------ Collected material ------
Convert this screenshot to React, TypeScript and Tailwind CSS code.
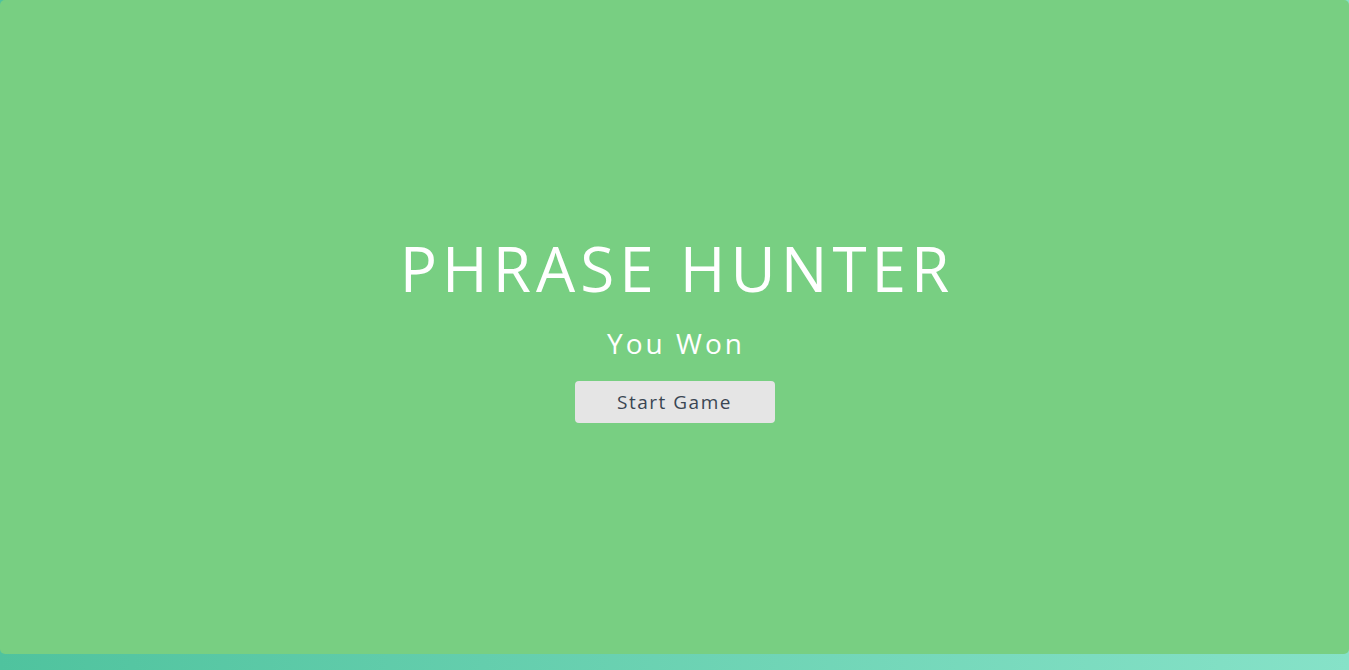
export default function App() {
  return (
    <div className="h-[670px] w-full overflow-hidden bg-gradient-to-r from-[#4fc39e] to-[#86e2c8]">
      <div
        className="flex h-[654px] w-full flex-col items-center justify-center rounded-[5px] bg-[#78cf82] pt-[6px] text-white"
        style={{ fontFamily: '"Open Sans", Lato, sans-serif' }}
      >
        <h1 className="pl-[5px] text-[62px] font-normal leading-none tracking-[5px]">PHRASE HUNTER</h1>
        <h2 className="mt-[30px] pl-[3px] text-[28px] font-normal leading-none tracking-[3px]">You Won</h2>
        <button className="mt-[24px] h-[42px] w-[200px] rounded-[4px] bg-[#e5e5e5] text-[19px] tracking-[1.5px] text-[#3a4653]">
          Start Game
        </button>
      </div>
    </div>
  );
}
------
- **Work to be completed**: Leave the pictures out and output the rest of the listing exactly.

- **Result of this task**:
Convert this screenshot to React, TypeScript and Tailwind CSS code.
export default function App() {
  return (
    <div className="h-[670px] w-full overflow-hidden bg-gradient-to-r from-[#4fc39e] to-[#86e2c8]">
      <div
        className="flex h-[654px] w-full flex-col items-center justify-center rounded-[5px] bg-[#78cf82] pt-[6px] text-white"
        style={{ fontFamily: '"Open Sans", Lato, sans-serif' }}
      >
        <h1 className="pl-[5px] text-[62px] font-normal leading-none tracking-[5px]">PHRASE HUNTER</h1>
        <h2 className="mt-[30px] pl-[3px] text-[28px] font-normal leading-none tracking-[3px]">You Won</h2>
        <button className="mt-[24px] h-[42px] w-[200px] rounded-[4px] bg-[#e5e5e5] text-[19px] tracking-[1.5px] text-[#3a4653]">
          Start Game
        </button>
      </div>
    </div>
  );
}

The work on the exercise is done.